Eric Tars, legal director at the National Homelessness Law Center, warns of national implications if the ordinance passes. “I do see the reframing of what ‘housing’ actually means as dangerous,” he said. “And this is groundbreaking in that way, to legally redefine encampments and shelter as housing.”
In the absence of firm plans to build new homes – for example, a pledge for 5,000 units in three years – Bob Erlenbusch, executive director of the Sacramento Regional Coalition to End Homelessness, fears the city’s right to housing stands simply to place many people in designated encampments, in conditions he likens to “domestic refugee camps.”
The debate is taking place largely out of view of those it will most affect. On a recent evening, Albert Schadwill was among those taking shelter outside Sacramento City Hall. He first experienced homelessness at 24. He’s now 48, and recently back on the streets after 16 months in jail for a parole violation. He had not heard of the proposed right, but recoiled at the concept of a rule that empowers the city to clear away the homeless. “Are you serious?” he said. “That’s totally not cool.”
Still, he and others said they would welcome a more secure place to put a tent. “To me, it sounds like a good idea,” says James Hartwell, who became homeless after he was hit by a car, leaving him with extensive medical bills. But, he said, “we do need housing here.”
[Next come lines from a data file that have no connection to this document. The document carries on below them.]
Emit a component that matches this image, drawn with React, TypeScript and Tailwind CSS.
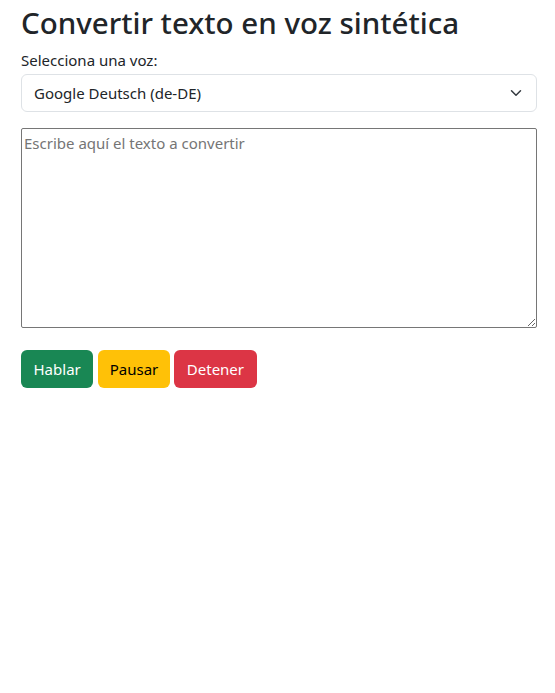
import { useState } from 'react';

export default function App() {
  const [voice, setVoice] = useState('Google Deutsch (de-DE)');
  const [text, setText] = useState('');

  return (
    <div className="min-h-screen bg-white text-[#212529]" style={{ fontFamily: '"Noto Sans", "Open Sans", sans-serif' }}>
      <div className="pl-[21px] pr-[18px] pt-[5px]">
        <h1 className="text-[29.5px] font-medium leading-[1.2] mb-[8px]">Convertir texto en voz sintética</h1>

        <label className="block text-[15px] leading-[24px] mb-[2px]">Selecciona una voz:</label>
        <div className="relative">
          <select
            value={voice}
            onChange={(e) => setVoice(e.target.value)}
            className="block w-full h-[38px] appearance-none rounded-[6px] border border-[#dee2e6] bg-white pl-3 pr-9 text-[15px] text-[#212529] outline-none"
          >
            <option>Google Deutsch (de-DE)</option>
            <option>Google español (es-ES)</option>
            <option>Google US English (en-US)</option>
          </select>
          <svg className="pointer-events-none absolute right-[15px] top-1/2 -translate-y-1/2" width="12" height="12" viewBox="0 0 16 16" fill="none" stroke="#343a40" strokeWidth="2" strokeLinecap="round" strokeLinejoin="round">
            <path d="m2 5 6 6 6-6" />
          </svg>
        </div>

        <textarea
          value={text}
          onChange={(e) => setText(e.target.value)}
          placeholder="Escribe aquí el texto a convertir"
          className="mt-4 block w-full h-[200px] rounded-[2px] border border-[#767676] px-[2px] pt-[3px] text-[15px] leading-[22px] placeholder:text-[#757575] outline-none"
        />

        <div className="mt-[22px] flex">
          <button className="h-[38px] px-[12.5px] rounded-[6px] bg-[#198754] text-white text-[15px]">Hablar</button>
          <button className="ml-[5px] h-[38px] px-[11.5px] rounded-[6px] bg-[#ffc107] text-black text-[15px]">Pausar</button>
          <button className="ml-[4px] h-[38px] px-[13px] rounded-[6px] bg-[#dc3545] text-white text-[15px]">Detener</button>
        </div>
      </div>
    </div>
  );
}
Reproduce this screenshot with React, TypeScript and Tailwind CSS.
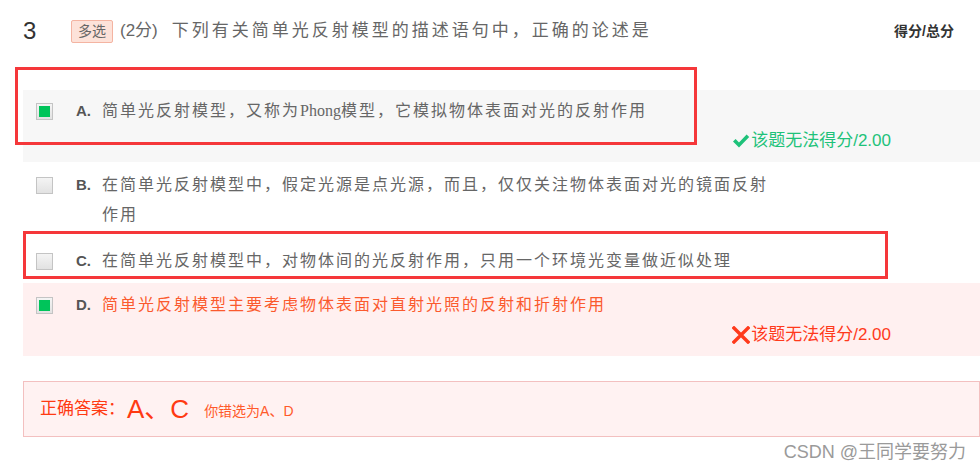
import React from "react";

const sans = "font-['Liberation_Sans','Noto_Sans_CJK_SC',sans-serif]";
const serif = "font-['Liberation_Serif','Noto_Sans_CJK_SC',serif]";

function Box({ checked }: { checked: boolean }) {
  return (
    <span className="flex h-[17px] w-[17px] items-center justify-center border border-[#c4c4c4] bg-gradient-to-b from-[#f4f4f4] to-[#e2e2e2]">
      {checked && <span className="h-[11px] w-[11px] bg-[#00c45a]" />}
    </span>
  );
}

function Check() {
  return (
    <svg width="18" height="16" viewBox="0 0 18 16" className="mr-[1px]">
      <path d="M1 8.5 L3.6 6 L7 9.4 L14.6 1.6 L17.2 4.1 L7 14.4 Z" fill="#1ec27a" />
    </svg>
  );
}

function Cross() {
  return (
    <svg width="18" height="18" viewBox="0 0 18 18" className="mr-[1px]">
      <path d="M2 2 L16 16 M16 2 L2 16" stroke="#ff3a1c" strokeWidth="3.4" strokeLinecap="square" />
    </svg>
  );
}

interface Opt {
  key: string;
  text: React.ReactNode;
  checked: boolean;
  tone: "grey" | "white" | "pink";
  score?: "ok" | "bad";
  pt: string;
  pb: string;
}

const options: Opt[] = [
  {
    key: "A",
    text: (
      <>
        简单光反射模型，又称为<span className="tracking-normal">Phong</span>模型，它模拟物体表面对光的反射作用
      </>
    ),
    checked: true,
    tone: "grey",
    score: "ok",
    pt: "pt-[6px]",
    pb: "pb-[6px]",
  },
  { key: "B", text: "在简单光反射模型中，假定光源是点光源，而且，仅仅关注物体表面对光的镜面反射作用", checked: false, tone: "white", pt: "pt-[8px]", pb: "pb-[8px]" },
  { key: "C", text: "在简单光反射模型中，对物体间的光反射作用，只用一个环境光变量做近似处理", checked: false, tone: "white", pt: "pt-[8px]", pb: "pb-[7px]" },
  { key: "D", text: "简单光反射模型主要考虑物体表面对直射光照的反射和折射作用", checked: true, tone: "pink", score: "bad", pt: "pt-[7px]", pb: "pb-[6px]" },
];

function OptionRow({ o }: { o: Opt }) {
  const bg = o.tone === "grey" ? "bg-[#f7f7f7]" : o.tone === "pink" ? "bg-[#fff0f0]" : "bg-white";
  return (
    <div className={`${bg} ${o.pt} ${o.pb}`}>
      <div className="flex">
        <div className="flex h-[30px] w-[53px] items-center pl-[13px]">
          <Box checked={o.checked} />
        </div>
        <span className={`${sans} h-[30px] w-[26px] text-[15px] font-bold leading-[30px] text-[#555]`}>{o.key}.</span>
        <span
          className={`${serif} max-w-[680px] text-[16px] leading-[30px] tracking-[2px] ${
            o.tone === "pink" ? "text-[#fb5a2e]" : "text-[#666]"
          }`}
        >
          {o.text}
        </span>
      </div>
      {o.score && (
        <div
          className={`${sans} flex h-[30px] items-center justify-end pr-[89px] text-[17px] ${
            o.score === "ok" ? "text-[#1ec27a]" : "text-[#ff3a1c]"
          }`}
        >
          {o.score === "ok" ? <Check /> : <Cross />}
          <span>该题无法得分/2.00</span>
        </div>
      )}
    </div>
  );
}

export default function App() {
  return (
    <div className="relative h-[471px] w-[980px] overflow-hidden bg-white">
      <div className="pl-[23px]">
        {/* header */}
        <div className="flex h-[62px] items-center">
          <span className={`${sans} w-[48px] text-[24px] text-[#333]`}>3</span>
          <span className={`${sans} flex h-[23px] items-center rounded-[2px] border border-[#f4b4a2] bg-[#fde2d9] px-[6px] text-[14px] text-[#666]`}>
            多选
          </span>
          <span className={`${sans} ml-[7px] text-[17px] text-[#666]`}>(2分)</span>
          <span className={`${serif} ml-[14px] text-[17px] tracking-[3px] text-[#666]`}>
            下列有关简单光反射模型的描述语句中，正确的论述是
          </span>
          <span className={`${sans} ml-auto pr-[26px] pt-[1px] text-[14px] font-bold text-[#333]`}>得分/总分</span>
        </div>

        {/* options */}
        <div className="mt-[28px]">
          {options.map((o) => (
            <OptionRow key={o.key} o={o} />
          ))}
        </div>

        {/* answer */}
        <div className={`${sans} mt-[25px] flex h-[56px] items-center border border-[#f3c0c0] bg-[#fff2f2] pl-[16px] text-[#ff3a12]`}>
          <span className="text-[17px]">正确答案：</span>
          <span className="ml-[2px] text-[26px]">A、C</span>
          <span className="ml-[15px] pt-[4px] text-[14px] text-[#ff5a2a]">你错选为A、D</span>
        </div>
      </div>

      {/* annotation boxes drawn over the screenshot */}
      <div className="absolute left-[15px] top-[67px] h-[78px] w-[682px] border-[3px] border-[#f5373a]" />
      <div className="absolute left-[23px] top-[231px] h-[48px] w-[865px] border-[3px] border-[#f5373a]" />

      {/* watermark */}
      <div className={`${sans} absolute right-[14px] top-[439px] text-[18px] text-[#9a9a9a]`}>CSDN @王同学要努力</div>
    </div>
  );
}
Mr. Steinberg has made some concessions to critics. He has written the ordinance to ensure police are not used to clear away the homeless. And allowances had to be made for some people who aren’t ready for permanent housing, he said. “The question and the challenge is how quickly can we create more permanent housing?”
The city is equipped with more money than ever before, roughly US$100-million from grants and surpluses, with an expectation it can obtain another US$100-million from federal Build Back Better funds. Even so, at a US$450,000-a-door cost for affordable housing, “we’re not going to meet the volume” of housing required, Mr. Steinberg acknowledges. The city needs to look at manufactured and tiny homes, he says.
But even if a right to housing is no panacea, it stands to propel the system to help more people, Mr. Steinberg argues. For him, that includes maintaining the provision to move homeless people from the streets. “It is not a civil right to be living in the worst conditions imaginable,” he says.
“We all want the same thing. We all want to help people,” he adds. “Nobody thinks it’s right for people to be living in such squalor, in ways that are unhealthy – that are unsafe and that is harmful to the community as well.”